Ever since college, I've been losing and regaining the same 10-15 pounds – over and over and over again. Each time, I struggle to shed the excess weight by eating less and exercising, watching the numbers on the scale slowly decline until I hit my goal. But then I'm able to bask in my skinny jeans for only a short while before I feel my belly again pushing against the zipper and bloom over the top. The numbers on the scale seem to leap back up to where they were before I even realize it. And I feel helpless to stop them. It's as if my body just feels more comfortable at the higher weight. That's where it wants to be – no matter what I want.
Turns out, my sense of helplessness when it comes to weight loss is entirely justified.
Writing in the New York Times magazine, Tara Parker-Pope reveals that research has proven what many of us have sensed ourselves: Once we put on weight, our bodies adjust in ways that make it incredibly difficult not just to take off but nearly impossible to keep off.
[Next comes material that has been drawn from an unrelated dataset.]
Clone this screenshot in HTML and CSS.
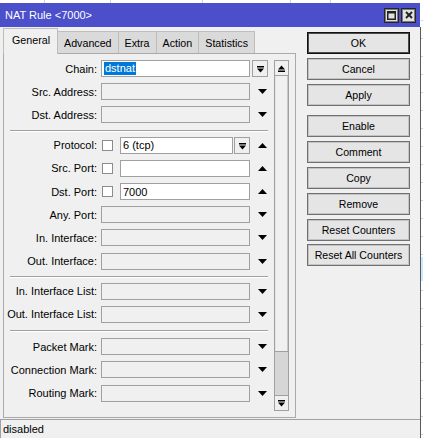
FILE: index.html
```html
<!DOCTYPE html>
<html>
<head>
<meta charset="utf-8">
<title>NAT Rule</title>
<link rel="stylesheet" href="styles.css">
</head>
<body>
<div class="screen">
  <div class="topstrip"></div>
  <div class="stage">
    <div class="win">
      <div class="titlebar">
        <span class="title">NAT Rule &lt;7000&gt;</span>
        <div class="wctl">
          <span class="wbtn"><svg width="9" height="9" viewBox="0 0 9 9"><rect x="0.75" y="0.75" width="7.5" height="7.5" fill="none" stroke="#222" stroke-width="1.5"/><rect x="0" y="0" width="9" height="2.5" fill="#222"/></svg></span>
          <span class="wbtn"><svg width="8" height="8" viewBox="0 0 8 8"><path d="M1 1L7 7M7 1L1 7" stroke="#222" stroke-width="1.9" fill="none"/></svg></span>
        </div>
      </div>
      <div class="winbody">
        <div class="main">
          <div class="leftcol">
            <div class="tabs">
              <span class="tab active">General</span>
              <span class="tab">Advanced</span>
              <span class="tab">Extra</span>
              <span class="tab">Action</span>
              <span class="tab">Statistics</span>
            </div>
            <div class="panel">
              <div class="form">
                <div class="row">
                  <span class="lbl">Chain:</span>
                  <div class="field"><div class="inp white full"><span class="sel">dstnat</span></div></div>
                  <div class="tail"><span class="ddbtn"><svg width="7" height="7" viewBox="0 0 7 7"><rect x="0" y="0" width="7" height="1.5"/><path d="M0 2.5H7L3.5 6.5Z"/></svg></span></div>
                </div>
                <div class="row">
                  <span class="lbl">Src. Address:</span>
                  <div class="field"><div class="inp full"></div></div>
                  <div class="tail"><svg class="arrow" width="9" height="5" viewBox="0 0 9 5"><path d="M0 0H9L4.5 5Z"/></svg></div>
                </div>
                <div class="row">
                  <span class="lbl">Dst. Address:</span>
                  <div class="field"><div class="inp full"></div></div>
                  <div class="tail"><svg class="arrow" width="9" height="5" viewBox="0 0 9 5"><path d="M0 0H9L4.5 5Z"/></svg></div>
                </div>
                <div class="sep"></div>
                <div class="row">
                  <span class="lbl">Protocol:</span>
                  <div class="field"><span class="cb"></span><div class="inp white full">6 (tcp)</div><span class="ddbtn inner"><svg width="7" height="7" viewBox="0 0 7 7"><rect x="0" y="0" width="7" height="1.5"/><path d="M0 2.5H7L3.5 6.5Z"/></svg></span></div>
                  <div class="tail"><svg class="arrow" width="9" height="5" viewBox="0 0 9 5"><path d="M0 5H9L4.5 0Z"/></svg></div>
                </div>
                <div class="row">
                  <span class="lbl">Src. Port:</span>
                  <div class="field"><span class="cb"></span><div class="inp white full"></div></div>
                  <div class="tail"><svg class="arrow" width="9" height="5" viewBox="0 0 9 5"><path d="M0 5H9L4.5 0Z"/></svg></div>
                </div>
                <div class="row">
                  <span class="lbl">Dst. Port:</span>
                  <div class="field"><span class="cb"></span><div class="inp white full">7000</div></div>
                  <div class="tail"><svg class="arrow" width="9" height="5" viewBox="0 0 9 5"><path d="M0 5H9L4.5 0Z"/></svg></div>
                </div>
                <div class="row">
                  <span class="lbl">Any. Port:</span>
                  <div class="field"><div class="inp full"></div></div>
                  <div class="tail"><svg class="arrow" width="9" height="5" viewBox="0 0 9 5"><path d="M0 0H9L4.5 5Z"/></svg></div>
                </div>
                <div class="row">
                  <span class="lbl">In. Interface:</span>
                  <div class="field"><div class="inp full"></div></div>
                  <div class="tail"><svg class="arrow" width="9" height="5" viewBox="0 0 9 5"><path d="M0 0H9L4.5 5Z"/></svg></div>
                </div>
                <div class="row">
                  <span class="lbl">Out. Interface:</span>
                  <div class="field"><div class="inp full"></div></div>
                  <div class="tail"><svg class="arrow" width="9" height="5" viewBox="0 0 9 5"><path d="M0 0H9L4.5 5Z"/></svg></div>
                </div>
                <div class="sep"></div>
                <div class="row">
                  <span class="lbl">In. Interface List:</span>
                  <div class="field"><div class="inp full"></div></div>
                  <div class="tail"><svg class="arrow" width="9" height="5" viewBox="0 0 9 5"><path d="M0 0H9L4.5 5Z"/></svg></div>
                </div>
                <div class="row">
                  <span class="lbl">Out. Interface List:</span>
                  <div class="field"><div class="inp full"></div></div>
                  <div class="tail"><svg class="arrow" width="9" height="5" viewBox="0 0 9 5"><path d="M0 0H9L4.5 5Z"/></svg></div>
                </div>
                <div class="sep wide"></div>
                <div class="row">
                  <span class="lbl">Packet Mark:</span>
                  <div class="field"><div class="inp full"></div></div>
                  <div class="tail"><svg class="arrow" width="9" height="5" viewBox="0 0 9 5"><path d="M0 0H9L4.5 5Z"/></svg></div>
                </div>
                <div class="row">
                  <span class="lbl">Connection Mark:</span>
                  <div class="field"><div class="inp full"></div></div>
                  <div class="tail"><svg class="arrow" width="9" height="5" viewBox="0 0 9 5"><path d="M0 0H9L4.5 5Z"/></svg></div>
                </div>
                <div class="row">
                  <span class="lbl">Routing Mark:</span>
                  <div class="field"><div class="inp full"></div></div>
                  <div class="tail"><svg class="arrow" width="9" height="5" viewBox="0 0 9 5"><path d="M0 0H9L4.5 5Z"/></svg></div>
                </div>
              </div>
              <div class="scroll">
                <span class="sbtn"><svg width="7" height="7" viewBox="0 0 7 7"><path d="M0 4.5H7L3.5 0.5Z"/><rect x="0" y="5.5" width="7" height="1.5"/></svg></span>
                <div class="track"><div class="thumb"></div></div>
                <span class="sbtn"><svg width="7" height="7" viewBox="0 0 7 7"><rect x="0" y="0" width="7" height="1.5"/><path d="M0 2.5H7L3.5 6.5Z"/></svg></span>
              </div>
            </div>
          </div>
          <div class="btns">
            <span class="btn default">OK</span>
            <span class="btn">Cancel</span>
            <span class="btn">Apply</span>
            <span class="btn spaced">Enable</span>
            <span class="btn">Comment</span>
            <span class="btn">Copy</span>
            <span class="btn">Remove</span>
            <span class="btn">Reset Counters</span>
            <span class="btn">Reset All Counters</span>
          </div>
        </div>
        <div class="status"><span>disabled</span></div>
      </div>
    </div>
    <div class="rstrip"></div>
  </div>
</div>
</body>
</html>
```
FILE: styles.css
```css
* { box-sizing: border-box; }
html, body { margin: 0; padding: 0; }
body {
  width: 423px;
  height: 438px;
  overflow: hidden;
  background: #fff;
  font-family: "Liberation Sans", Arial, sans-serif;
  font-size: 11px;
  color: #000;
}
.screen { display: flex; flex-direction: column; width: 423px; height: 438px; }
.topstrip {
  height: 3px;
  flex: none;
  background-color: #fff;
  background-image:
    linear-gradient(#cfcfcf, #cfcfcf),
    linear-gradient(#cfcfcf, #cfcfcf),
    linear-gradient(#cfcfcf, #cfcfcf),
    linear-gradient(#cfcfcf, #cfcfcf),
    linear-gradient(#cfcfcf, #cfcfcf);
  background-size: 1px 3px;
  background-repeat: no-repeat;
  background-position: 44px 0, 110px 0, 202px 0, 290px 0, 330px 0;
}
.stage { display: flex; flex: 1; min-height: 0; }
.win { width: 421px; flex: none; display: flex; flex-direction: column; }
.titlebar {
  width: 420px;
  height: 24px;
  flex: none;
  background: #4b4fc9;
  color: #fff;
  display: flex;
  align-items: center;
  justify-content: space-between;
  padding-left: 5px;
  padding-right: 4px;
  font-size: 11px;
}
.wctl { display: flex; gap: 2px; }
.wbtn {
  width: 15px;
  height: 15px;
  background: #e2e2e2;
  border: 1px solid #262626;
  box-shadow: inset 0 0 0 1px #7a7a7a;
  display: flex;
  align-items: center;
  justify-content: center;
}
.winbody {
  flex: 1;
  background: #f0f0f0;
  border-right: 1px solid #5a5a5a;
  display: flex;
  flex-direction: column;
}
.main { display: flex; height: 391px; flex: none; }
.leftcol { margin-left: 3px; padding-top: 1px; width: 293px; display: flex; flex-direction: column; }
.tabs { height: 25px; display: flex; align-items: flex-end; flex: none; }
.tab {
  height: 22px;
  padding: 0 6px;
  background: #dadada;
  border: 1px solid #bdbdbd;
  border-bottom: none;
  border-left: none;
  display: flex;
  align-items: center;
  font-size: 10.7px;
}
.tab.active {
  height: 26px;
  margin-bottom: -1px;
  background: #f0f0f0;
  border-left: 1px solid #bdbdbd;
  padding: 0 7px 3px 8px;
  position: relative;
  z-index: 1;
}
.panel {
  height: 365px;
  border: 1px solid #aaaaaa;
  display: flex;
  padding-right: 6px;
}
.form { width: 270px; padding-top: 3px; }
.row { height: 23.2px; display: flex; align-items: center; }
.lbl { width: 93px; margin-right: 4px; text-align: right; white-space: nowrap; }
.field { width: 149px; display: flex; align-items: center; }
.inp {
  height: 17px;
  border: 1px solid #a0a0a0;
  background: #f0f0f0;
  padding-left: 2px;
  display: flex;
  align-items: center;
  white-space: nowrap;
}
.inp.white { background: #fff; }
.inp.full { flex: 1; min-width: 0; }
.sel { background: #0078d7; color: #fff; line-height: 13px; padding: 0 1px 0 1px; }
.ddbtn {
  width: 16px;
  height: 17px;
  flex: none;
  border: 1px solid #a0a0a0;
  background: #f0f0f0;
  display: flex;
  align-items: center;
  justify-content: center;
  padding-top: 2px;
}
.ddbtn.inner { margin-left: 1px; }
.cb {
  width: 11px;
  height: 11px;
  flex: none;
  margin-left: 1px;
  margin-right: 7px;
  border: 1px solid #8c8c8c;
  background: #fff;
}
.tail { width: 16px; margin-left: 2px; display: flex; align-items: center; }
.arrow { display: block; margin-left: 6px; }
.sep { height: 7px; display: flex; align-items: center; padding-left: 6px; }
.sep.wide { height: 9px; }
.sep::after {
  content: "";
  width: 258px;
  height: 1px;
  background: #a0a0a0;
  box-shadow: 0 1px 0 #fff;
}
.scroll { width: 15px; flex: none; margin: 6px 0; display: flex; flex-direction: column; }
.sbtn {
  height: 16px;
  flex: none;
  border: 1px solid #a0a0a0;
  background: #f0f0f0;
  display: flex;
  align-items: center;
  justify-content: center;
}
.track {
  flex: 1;
  border-left: 1px solid #a0a0a0;
  border-right: 1px solid #a0a0a0;
  background: #d6d6d6;
}
.thumb { height: 276px; background: #f0f0f0; border-bottom: 1px solid #a0a0a0; box-shadow: inset 1px 0 0 #e4e4e4, inset -1px 0 0 #c8c8c8; }
.btns {
  margin-left: 11px;
  padding-top: 5px;
  width: 103px;
  display: flex;
  flex-direction: column;
  gap: 3.8px;
}
.btn {
  height: 22px;
  flex: none;
  border: 1px solid #707070;
  box-shadow: inset 0 0 0 1px #c4c4c4;
  background: #e5e5e5;
  display: flex;
  align-items: center;
  justify-content: center;
  font-size: 10.6px;
  white-space: nowrap;
}
.btn.default { border-color: #111; box-shadow: inset 0 0 0 1px #4a4a4a; }
.btn.spaced { margin-top: 6px; }
.status {
  flex: 1;
  margin-top: 1px;
  border-top: 1px solid #a0a0a0;
  border-left: 1px solid #a0a0a0;
  padding-left: 2px;
  padding-top: 3px;
  font-size: 11px;
}
.rstrip {
  flex: 1;
  background-color: #fff;
  background-image:
    linear-gradient(#cce8ff, #cce8ff),
    repeating-linear-gradient(to bottom, transparent 0, transparent 17px, #d0d0d0 17px, #d0d0d0 18px);
  background-size: 100% 24px, 100% 100%;
  background-position: 0 254px, 0 0;
  background-repeat: no-repeat, repeat;
}
```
For years, the advice to the overweight and obese has been that we simply need to eat less and exercise more. While there is truth to this guidance, it fails to take into account that the human body continues to fight against weight loss long after dieting has stopped. This translates into a sobering reality: once we become fat, most of us, despite our best efforts, will probably stay fat.
Honestly, at first I found Parker-Pope's article, unprettily titled "The Fat Trap," dispiriting. Am I doomed to repeat this constant gain-weight-lose-weight-regain-weight cycle all my life? But on further reflection, I've concluded it might be liberating. Perhaps, instead of focusing on the 10 to 15 pounds I'd like to lose, I should instead simply concentrate on not gaining more weight on top of that – which would be hard to take off again – and learn to accept and love myself as I am (muffin-top and all).
Surely people who are obese may have a different perspective (there are serious health issues that come into play when you are grossly overweight). But maybe those of us who struggle with only a few extra pounds should just cut ourselves a break and stop torturing ourselves to fit into our "skinny jeans." After all, we're not teenagers anymore – some of us have carried babies in those persistently flabby abdomens. Why should we expect our bodies not to reflect that fact?
Now, if you'll excuse me. I'm going to cross "lose weight" off my list of New Year's resolutions and go eat one of those holiday cookies I've been denying myself for days. And you know what? I plan to enjoy it!
Have you struggled to keep weight off once you've lost it?